I click the like they provided. It is a picture. It is just an image file with jpg extension. I can open it in the browser. But I want to do even more to investigate.
So I download it and use Notepad++, which is a free open source text editor software, to open it. At the end of the file, the harmful content is shown as below:


jpg-with-iframe-code

Now it is clean, one user of the website upload the picture file to website. He may not know it has problem. He may got it from the other site.
I open the jpg file with Photoshop, and save as another file. Then upload it to overwrite the old file on web server.
After that, I click rescan button on http://www.c-sirt.org site. Later the result is green. Incident is solved.
The second part of Burst.net email said I have to respond in 24 hours. So I reply the email to abuse@burst.net. Tell them what I did.
The url in the email is just one jpg file.

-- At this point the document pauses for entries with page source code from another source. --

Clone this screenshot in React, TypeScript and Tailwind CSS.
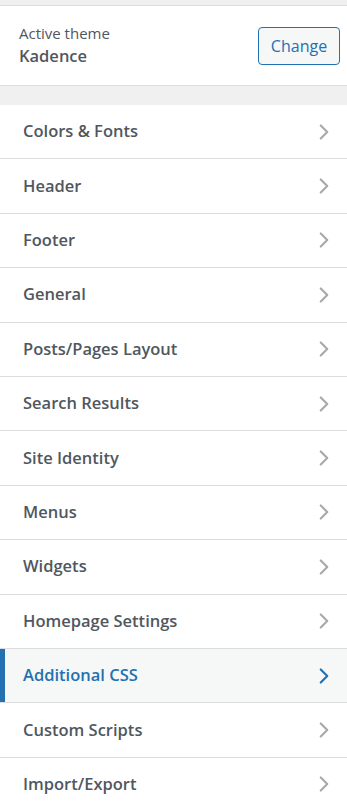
import { ChevronRight } from 'lucide-react'

const sections = [
  'Colors & Fonts',
  'Header',
  'Footer',
  'General',
  'Posts/Pages Layout',
  'Search Results',
  'Site Identity',
  'Menus',
  'Widgets',
  'Homepage Settings',
  'Additional CSS',
  'Custom Scripts',
  'Import/Export',
]

const ACTIVE = 'Additional CSS'

export default function App() {
  return (
    <div
      className="w-[347px] h-[807px] overflow-hidden bg-[#f0f0f1] text-[#50575e]"
      style={{ fontFamily: '"Open Sans", "Noto Sans", sans-serif' }}
    >
      <div className="h-[5px]" />
      <div className="flex items-center justify-between h-[81px] bg-white border-y border-[#dcdcde] pl-[19px] pr-[7px]">
        <div className="flex flex-col">
          <span className="text-[15px] leading-[21px] text-[#50575e]">Active theme</span>
          <span className="text-[16.5px] leading-[24px] font-semibold text-[#50575e]">Kadence</span>
        </div>
        <button className="h-[38px] w-[82px] rounded-[4px] border border-[#2271b1] bg-[#f6f7f7] text-[16px] text-[#2271b1]">
          Change
        </button>
      </div>
      <div className="h-[19px]" />
      <ul className="bg-white">
        {sections.map(title => {
          const active = title === ACTIVE
          return (
            <li
              key={title}
              className={
                active
                  ? 'relative flex items-center justify-between h-[54.4px] pl-[23px] pr-[10px] border-b border-[#dcdcde] bg-[#f6f7f7] text-[#2271b1]'
                  : 'relative flex items-center justify-between h-[54.4px] pl-[23px] pr-[10px] border-b border-[#dcdcde] text-[#50575e]'
              }
            >
              {active && <span className="absolute left-0 top-0 bottom-0 w-[5px] bg-[#2271b1]" />}
              <span className="text-[16.5px] font-semibold">{title}</span>
              <ChevronRight
                className={active ? 'size-[26px] text-[#2271b1]' : 'size-[26px] text-[#a7aaad]'}
                strokeWidth={2}
              />
            </li>
          )
        })}
      </ul>
    </div>
  )
}
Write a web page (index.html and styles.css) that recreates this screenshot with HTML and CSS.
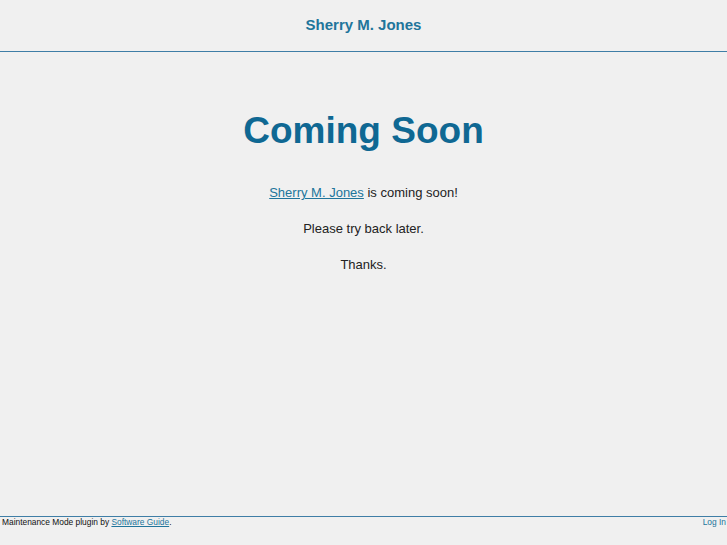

I think maybe more than one has same issue. So I download all jpg files from the upimg folder, which stores all images files uploaded by site users.
Notepad++ has a function, call Find in files. Search “iframe” in all files under this folder including sub-folders.
find-in-files

The result is that I found 4 more jpg files with same iframe code.
The solutions is download it, photoshop open it, save as it, upload and overwrite it. Done.